### Provided material

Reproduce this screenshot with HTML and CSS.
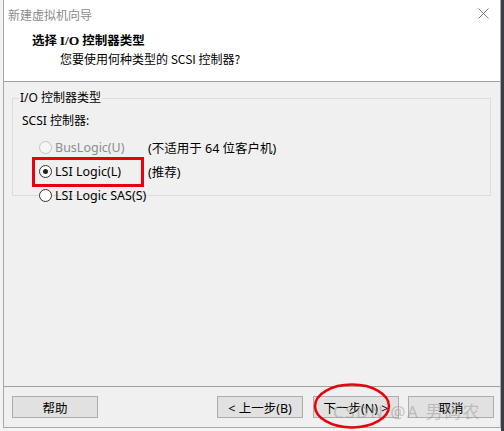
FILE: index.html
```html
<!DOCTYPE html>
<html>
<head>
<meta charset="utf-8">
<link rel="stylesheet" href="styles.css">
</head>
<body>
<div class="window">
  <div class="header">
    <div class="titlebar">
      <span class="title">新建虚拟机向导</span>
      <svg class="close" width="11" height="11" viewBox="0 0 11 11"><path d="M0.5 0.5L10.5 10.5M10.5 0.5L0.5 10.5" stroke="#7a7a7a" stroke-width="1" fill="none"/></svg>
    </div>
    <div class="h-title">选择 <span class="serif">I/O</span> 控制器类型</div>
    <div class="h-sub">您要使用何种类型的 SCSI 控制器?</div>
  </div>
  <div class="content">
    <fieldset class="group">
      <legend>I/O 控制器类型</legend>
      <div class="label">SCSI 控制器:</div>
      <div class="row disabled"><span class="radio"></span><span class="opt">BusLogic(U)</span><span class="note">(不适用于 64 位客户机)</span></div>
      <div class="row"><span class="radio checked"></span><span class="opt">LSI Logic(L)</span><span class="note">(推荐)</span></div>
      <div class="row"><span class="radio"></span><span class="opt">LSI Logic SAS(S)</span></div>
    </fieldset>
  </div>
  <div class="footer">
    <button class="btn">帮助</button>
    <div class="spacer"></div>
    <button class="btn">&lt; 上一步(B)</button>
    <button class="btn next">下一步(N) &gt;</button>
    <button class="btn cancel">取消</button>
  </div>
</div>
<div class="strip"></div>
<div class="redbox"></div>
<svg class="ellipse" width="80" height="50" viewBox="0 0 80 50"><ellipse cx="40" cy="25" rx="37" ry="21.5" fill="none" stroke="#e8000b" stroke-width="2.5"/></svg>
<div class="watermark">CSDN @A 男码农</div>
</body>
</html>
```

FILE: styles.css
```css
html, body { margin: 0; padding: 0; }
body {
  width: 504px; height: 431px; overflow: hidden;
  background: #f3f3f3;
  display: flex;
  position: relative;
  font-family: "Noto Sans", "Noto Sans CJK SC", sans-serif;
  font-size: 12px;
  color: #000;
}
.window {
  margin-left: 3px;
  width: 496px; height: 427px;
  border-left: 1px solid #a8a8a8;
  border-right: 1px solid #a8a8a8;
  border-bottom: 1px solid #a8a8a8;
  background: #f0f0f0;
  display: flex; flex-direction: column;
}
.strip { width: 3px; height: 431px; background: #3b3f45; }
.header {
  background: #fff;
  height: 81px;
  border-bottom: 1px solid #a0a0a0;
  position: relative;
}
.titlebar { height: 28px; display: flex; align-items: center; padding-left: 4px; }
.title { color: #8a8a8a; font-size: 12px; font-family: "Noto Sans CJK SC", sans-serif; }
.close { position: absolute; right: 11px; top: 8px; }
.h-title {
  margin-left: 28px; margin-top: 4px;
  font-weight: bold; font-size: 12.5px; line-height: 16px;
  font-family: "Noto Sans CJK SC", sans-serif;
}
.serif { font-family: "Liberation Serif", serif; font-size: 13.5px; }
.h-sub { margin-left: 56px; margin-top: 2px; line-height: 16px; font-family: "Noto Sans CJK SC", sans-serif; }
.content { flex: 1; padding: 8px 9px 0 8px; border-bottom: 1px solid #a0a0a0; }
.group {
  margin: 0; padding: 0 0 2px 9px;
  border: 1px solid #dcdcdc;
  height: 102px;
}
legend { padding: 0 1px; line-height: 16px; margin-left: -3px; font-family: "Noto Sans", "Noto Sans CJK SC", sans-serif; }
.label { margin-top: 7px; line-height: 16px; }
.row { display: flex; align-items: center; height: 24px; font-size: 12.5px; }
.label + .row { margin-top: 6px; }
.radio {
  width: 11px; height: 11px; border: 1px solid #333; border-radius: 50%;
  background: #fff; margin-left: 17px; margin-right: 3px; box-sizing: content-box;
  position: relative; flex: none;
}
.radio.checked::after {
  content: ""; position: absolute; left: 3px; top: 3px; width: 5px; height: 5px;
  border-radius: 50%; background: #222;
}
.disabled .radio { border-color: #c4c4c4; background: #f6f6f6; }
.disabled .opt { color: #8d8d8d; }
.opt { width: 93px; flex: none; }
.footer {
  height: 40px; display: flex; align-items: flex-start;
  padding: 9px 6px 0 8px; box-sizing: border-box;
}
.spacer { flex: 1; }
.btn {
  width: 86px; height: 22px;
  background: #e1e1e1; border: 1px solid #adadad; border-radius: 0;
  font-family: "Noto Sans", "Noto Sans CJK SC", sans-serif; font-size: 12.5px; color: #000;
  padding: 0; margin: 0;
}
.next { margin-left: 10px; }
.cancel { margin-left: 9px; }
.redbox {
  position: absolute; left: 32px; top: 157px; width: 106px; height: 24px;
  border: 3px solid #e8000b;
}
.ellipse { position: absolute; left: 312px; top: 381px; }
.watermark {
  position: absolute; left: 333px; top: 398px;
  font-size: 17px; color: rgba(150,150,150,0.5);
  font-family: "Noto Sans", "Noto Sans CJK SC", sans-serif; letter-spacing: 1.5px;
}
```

### Your goal
Restate the whole of the material word for word without the pictures.

### Response to the exercise
Reproduce this screenshot with HTML and CSS.
FILE: index.html
```html
<!DOCTYPE html>
<html>
<head>
<meta charset="utf-8">
<link rel="stylesheet" href="styles.css">
</head>
<body>
<div class="window">
  <div class="header">
    <div class="titlebar">
      <span class="title">新建虚拟机向导</span>
      <svg class="close" width="11" height="11" viewBox="0 0 11 11"><path d="M0.5 0.5L10.5 10.5M10.5 0.5L0.5 10.5" stroke="#7a7a7a" stroke-width="1" fill="none"/></svg>
    </div>
    <div class="h-title">选择 <span class="serif">I/O</span> 控制器类型</div>
    <div class="h-sub">您要使用何种类型的 SCSI 控制器?</div>
  </div>
  <div class="content">
    <fieldset class="group">
      <legend>I/O 控制器类型</legend>
      <div class="label">SCSI 控制器:</div>
      <div class="row disabled"><span class="radio"></span><span class="opt">BusLogic(U)</span><span class="note">(不适用于 64 位客户机)</span></div>
      <div class="row"><span class="radio checked"></span><span class="opt">LSI Logic(L)</span><span class="note">(推荐)</span></div>
      <div class="row"><span class="radio"></span><span class="opt">LSI Logic SAS(S)</span></div>
    </fieldset>
  </div>
  <div class="footer">
    <button class="btn">帮助</button>
    <div class="spacer"></div>
    <button class="btn">&lt; 上一步(B)</button>
    <button class="btn next">下一步(N) &gt;</button>
    <button class="btn cancel">取消</button>
  </div>
</div>
<div class="strip"></div>
<div class="redbox"></div>
<svg class="ellipse" width="80" height="50" viewBox="0 0 80 50"><ellipse cx="40" cy="25" rx="37" ry="21.5" fill="none" stroke="#e8000b" stroke-width="2.5"/></svg>
<div class="watermark">CSDN @A 男码农</div>
</body>
</html>
```

FILE: styles.css
```css
html, body { margin: 0; padding: 0; }
body {
  width: 504px; height: 431px; overflow: hidden;
  background: #f3f3f3;
  display: flex;
  position: relative;
  font-family: "Noto Sans", "Noto Sans CJK SC", sans-serif;
  font-size: 12px;
  color: #000;
}
.window {
  margin-left: 3px;
  width: 496px; height: 427px;
  border-left: 1px solid #a8a8a8;
  border-right: 1px solid #a8a8a8;
  border-bottom: 1px solid #a8a8a8;
  background: #f0f0f0;
  display: flex; flex-direction: column;
}
.strip { width: 3px; height: 431px; background: #3b3f45; }
.header {
  background: #fff;
  height: 81px;
  border-bottom: 1px solid #a0a0a0;
  position: relative;
}
.titlebar { height: 28px; display: flex; align-items: center; padding-left: 4px; }
.title { color: #8a8a8a; font-size: 12px; font-family: "Noto Sans CJK SC", sans-serif; }
.close { position: absolute; right: 11px; top: 8px; }
.h-title {
  margin-left: 28px; margin-top: 4px;
  font-weight: bold; font-size: 12.5px; line-height: 16px;
  font-family: "Noto Sans CJK SC", sans-serif;
}
.serif { font-family: "Liberation Serif", serif; font-size: 13.5px; }
.h-sub { margin-left: 56px; margin-top: 2px; line-height: 16px; font-family: "Noto Sans CJK SC", sans-serif; }
.content { flex: 1; padding: 8px 9px 0 8px; border-bottom: 1px solid #a0a0a0; }
.group {
  margin: 0; padding: 0 0 2px 9px;
  border: 1px solid #dcdcdc;
  height: 102px;
}
legend { padding: 0 1px; line-height: 16px; margin-left: -3px; font-family: "Noto Sans", "Noto Sans CJK SC", sans-serif; }
.label { margin-top: 7px; line-height: 16px; }
.row { display: flex; align-items: center; height: 24px; font-size: 12.5px; }
.label + .row { margin-top: 6px; }
.radio {
  width: 11px; height: 11px; border: 1px solid #333; border-radius: 50%;
  background: #fff; margin-left: 17px; margin-right: 3px; box-sizing: content-box;
  position: relative; flex: none;
}
.radio.checked::after {
  content: ""; position: absolute; left: 3px; top: 3px; width: 5px; height: 5px;
  border-radius: 50%; background: #222;
}
.disabled .radio { border-color: #c4c4c4; background: #f6f6f6; }
.disabled .opt { color: #8d8d8d; }
.opt { width: 93px; flex: none; }
.footer {
  height: 40px; display: flex; align-items: flex-start;
  padding: 9px 6px 0 8px; box-sizing: border-box;
}
.spacer { flex: 1; }
.btn {
  width: 86px; height: 22px;
  background: #e1e1e1; border: 1px solid #adadad; border-radius: 0;
  font-family: "Noto Sans", "Noto Sans CJK SC", sans-serif; font-size: 12.5px; color: #000;
  padding: 0; margin: 0;
}
.next { margin-left: 10px; }
.cancel { margin-left: 9px; }
.redbox {
  position: absolute; left: 32px; top: 157px; width: 106px; height: 24px;
  border: 3px solid #e8000b;
}
.ellipse { position: absolute; left: 312px; top: 381px; }
.watermark {
  position: absolute; left: 333px; top: 398px;
  font-size: 17px; color: rgba(150,150,150,0.5);
  font-family: "Noto Sans", "Noto Sans CJK SC", sans-serif; letter-spacing: 1.5px;
}
```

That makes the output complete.